Tonight it is cold again and as I came up in the dark, a few small snowflakes were flying in the beam of the flashlight. The end of an oak log was still burning with small flames in the fireplace. On the way up I had been thinking of the letter from ex-Brother Alcuin (Grimes) and how he visited the Little Sisters in Chicago, and thought maybe of sending them some cheese for Christmas. One of the sisters, he says, seems lonely for her home in Burgundy. Came up with candles, and sugar for coffee, and a jar to urinate in so that I won’t have to go out in the snow in the middle of the night. What greater comforts could a man want? Well, of course I will be glad to get electric light. The question of light is an important one. Not that I have anything against Sister Lamp here–chaste and quiet and faithful. But a bit dim for serious reading. And yet for centuries, who had more than this? St. Thomas may have had much less good a light than my lamp here!
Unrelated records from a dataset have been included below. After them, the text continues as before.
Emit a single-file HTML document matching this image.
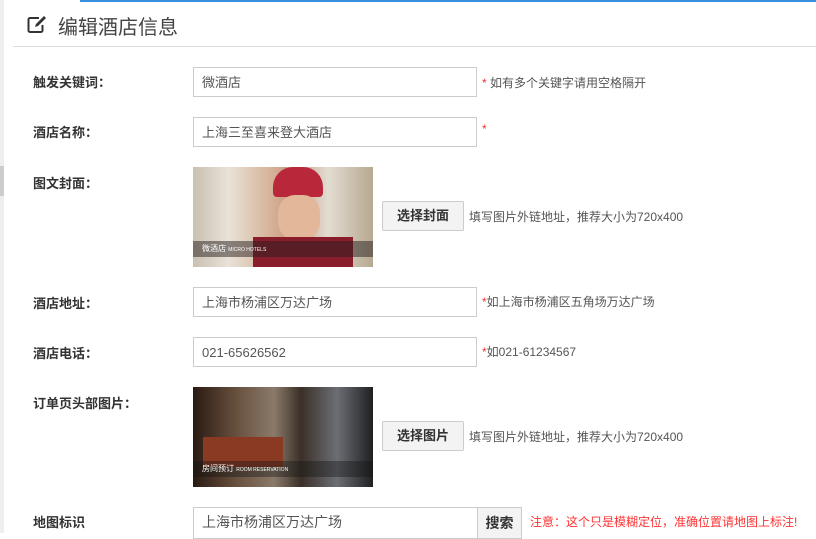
<!DOCTYPE html>
<html><head><meta charset="utf-8"><style>
*{margin:0;padding:0;box-sizing:border-box}
body{width:816px;height:533px;overflow:hidden;background:#fff;font-family:"Liberation Sans","Noto Sans CJK SC",sans-serif;position:relative;color:#333}
.a{position:absolute}
.lbl{position:absolute;left:33px;font-size:13px;font-weight:bold;color:#333}
.inp{position:absolute;left:193px;width:284px;height:30px;border:1px solid #ccc;font-size:13px;color:#555;padding:7px 8px;line-height:16px}
.hint{position:absolute;font-size:12px;color:#555}
.r{color:#e33}
.btn{position:absolute;left:382px;width:82px;height:30px;border:1px solid #ccc;border-radius:2px;background:#f3f3f3;font-size:13px;font-weight:bold;text-align:center;line-height:28px;color:#333}
</style></head><body>
<div class="a" style="left:0;top:0;width:4px;height:533px;background:#eee"></div>
<div class="a" style="left:0;top:166px;width:4px;height:30px;background:#ccc"></div>
<div class="a" style="left:80px;top:0;width:736px;height:2px;background:#3a8ee0"></div>
<svg class="a" style="left:27px;top:14px" width="22" height="20" viewBox="0 0 22 20"><path d="M12 4H3a1.5 1.5 0 0 0-1.5 1.5v11A1.5 1.5 0 0 0 3 18h11a1.5 1.5 0 0 0 1.5-1.5V11" fill="none" stroke="#333" stroke-width="2"/><path d="M8 13l1-3 8-8 2 2-8 8z" fill="#333"/></svg>
<div class="a" style="left:58px;top:11px;font-size:20px;color:#444">编辑酒店信息</div>
<div class="a" style="left:13px;top:46px;width:803px;height:1px;background:#ddd"></div>

<div class="lbl" style="top:72px">触发关键词：</div>
<div class="inp" style="top:67px">微酒店</div>
<div class="hint" style="left:482px;top:74px"><span class="r">*</span> 如有多个关键字请用空格隔开</div>

<div class="lbl" style="top:122px">酒店名称：</div>
<div class="inp" style="top:117px">上海三至喜来登大酒店</div>
<div class="hint" style="left:482px;top:122px"><span class="r">*</span></div>

<div class="lbl" style="top:173px">图文封面：</div>
<div class="a" style="left:193px;top:167px;width:180px;height:100px;background:linear-gradient(90deg,#c9c0b0 0%,#e8e2d8 20%,#d9b9a0 40%,#c89880 55%,#e2ddd2 75%,#b7a890 100%)">
<div class="a" style="left:80px;top:0;width:50px;height:30px;background:#b8283a;border-radius:20px 20px 4px 4px"></div>
<div class="a" style="left:85px;top:28px;width:42px;height:45px;background:#e2b79a;border-radius:40%"></div>
<div class="a" style="left:60px;top:70px;width:100px;height:30px;background:#8a1d2c"></div>
<div class="a" style="left:0;top:74px;width:180px;height:16px;background:rgba(40,30,30,.5);color:#fff;font-size:8px;padding:2px 9px">微酒店 <span style="font-size:5px">MICRO HOTELS</span></div>
</div>
<div class="btn" style="top:201px">选择封面</div>
<div class="hint" style="left:469px;top:208px">填写图片外链地址，推荐大小为720x400</div>

<div class="lbl" style="top:293px">酒店地址：</div>
<div class="inp" style="top:287px">上海市杨浦区万达广场</div>
<div class="hint" style="left:482px;top:293px"><span class="r">*</span>如上海市杨浦区五角场万达广场</div>

<div class="lbl" style="top:343px">酒店电话：</div>
<div class="inp" style="top:337px">021-65626562</div>
<div class="hint" style="left:482px;top:343px"><span class="r">*</span>如021-61234567</div>

<div class="lbl" style="top:393px">订单页头部图片：</div>
<div class="a" style="left:193px;top:387px;width:180px;height:100px;background:linear-gradient(90deg,#2a1a12 0%,#6a5240 25%,#8a7a6a 45%,#3a3028 60%,#6c6e74 80%,#1e2022 100%)">
<div class="a" style="left:10px;top:50px;width:80px;height:30px;background:#8a3a22"></div>
<div class="a" style="left:0;top:74px;width:180px;height:16px;background:rgba(20,20,20,.4);color:#fff;font-size:8px;padding:2px 9px">房间预订 <span style="font-size:5px">ROOM RESERVATION</span></div>
</div>
<div class="btn" style="top:421px">选择图片</div>
<div class="hint" style="left:469px;top:428px">填写图片外链地址，推荐大小为720x400</div>

<div class="lbl" style="top:512px">地图标识</div>
<div class="inp" style="top:507px;width:285px;height:32px;font-size:14px;padding:6px 8px">上海市杨浦区万达广场</div>
<div class="a" style="left:477px;top:507px;width:45px;height:32px;border:1px solid #ccc;background:#f3f3f3;font-size:14px;font-weight:bold;text-align:center;line-height:30px">搜索</div>
<div class="hint" style="left:530px;top:513px;color:#f33">注意：这个只是模糊定位，准确位置请地图上标注!</div>
</body></html>
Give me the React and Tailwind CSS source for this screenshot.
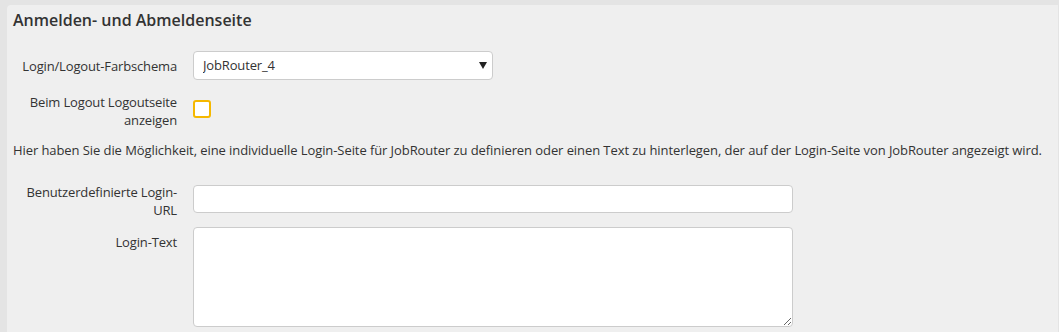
import React from 'react';

// Login / logout settings panel
const Label = ({ children, className = '' }) => (
  <div className={`w-[164px] shrink-0 text-right leading-[18px] tracking-[-0.15px] ${className}`}>{children}</div>
);

export default function App() {
  return (
    <div
      className="h-[332px] w-[1059px] overflow-hidden bg-[#e4e4e4] pl-[7px] pr-[1px] pt-[5px] text-[13px] text-[#333333]"
      style={{ fontFamily: '"Open Sans", "Liberation Sans", sans-serif' }}
    >
      <div className="h-full rounded-tl-[4px] bg-[#efefef] px-[6px] pt-[4px]">
        <h2 className="text-[16px] font-semibold leading-[22px] text-[#333333]">Anmelden- und Abmeldenseite</h2>

        {/* Farbschema */}
        <div className="mt-[20px] flex items-center gap-[16px]">
          <Label>Login/Logout-Farbschema</Label>
          <div className="relative">
            <select
              defaultValue="JobRouter_4"
              className="h-[29px] w-[300px] appearance-none rounded-[4px] border border-[#cccccc] bg-white pl-[9px] text-[13px] tracking-[-0.15px] text-[#333333] outline-none"
              style={{ fontFamily: '"Open Sans", "Liberation Sans", sans-serif' }}
            >
              <option>JobRouter_4</option>
            </select>
            <span className="pointer-events-none absolute right-[6px] top-[11px] h-0 w-0 border-x-[4px] border-t-[7px] border-x-transparent border-t-[#222222]" />
          </div>
        </div>

        {/* Logout checkbox */}
        <div className="mt-[13px] flex items-start gap-[16px]">
          <Label>
            Beim Logout Logoutseite
            <br />
            anzeigen
          </Label>
          <div className="mt-[7px] h-[18px] w-[18px] rounded-[3px] border-2 border-[#f5b800] bg-white" />
        </div>

        <p className="mt-[12px] whitespace-nowrap leading-[18px] tracking-[-0.08px]">
          Hier haben Sie die Möglichkeit, eine individuelle Login-Seite für JobRouter zu definieren oder einen Text zu hinterlegen, der auf der Login-Seite von JobRouter angezeigt wird.
        </p>

        {/* Login URL */}
        <div className="mt-[24px] flex items-start gap-[16px]">
          <Label>
            Benutzerdefinierte Login-
            <br />
            URL
          </Label>
          <input
            type="text"
            className="mt-[2px] h-[28px] w-[600px] rounded-[4px] border border-[#cccccc] bg-white outline-none"
          />
        </div>

        {/* Login text */}
        <div className="mt-[8px] flex items-start gap-[16px]">
          <Label className="pt-[6px]">Login-Text</Label>
          <textarea className="h-[100px] w-[600px] rounded-[4px] border border-[#cccccc] bg-white outline-none" />
        </div>
      </div>
    </div>
  );
}
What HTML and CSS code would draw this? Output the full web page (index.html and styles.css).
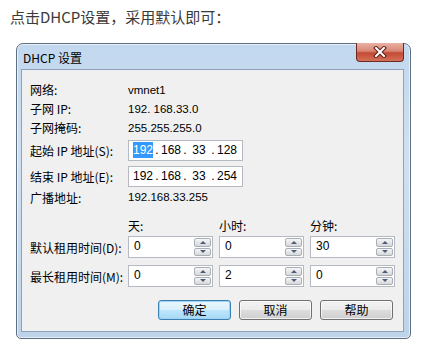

December 6, 1964. Second Sunday of Advent
Thank God I have been purged of Sartre by Ionesco. I don’t think Ionesco is a great artist but he is healthy and alive and free. Sartre is not free, for all his academic mumblings about freedom and “engagement.” Nor is his refusal of the Nobel Prize to me a convincing proof of anything except perhaps that he is clever enough to know how much he needs to fight his own bad faith. And so now, sure enough, he is in Life with a sly little smile–and essentially he is a clever, mild little bourgeois. An honest modest man. But he has to be a dragon and that is his trouble. Hence–“misguided direction,” arrogance, pontifical ceremonies, declarations, etc. But who is without guilt? Ionesco carries it off better than Sartre. He is more truly a child, and independent.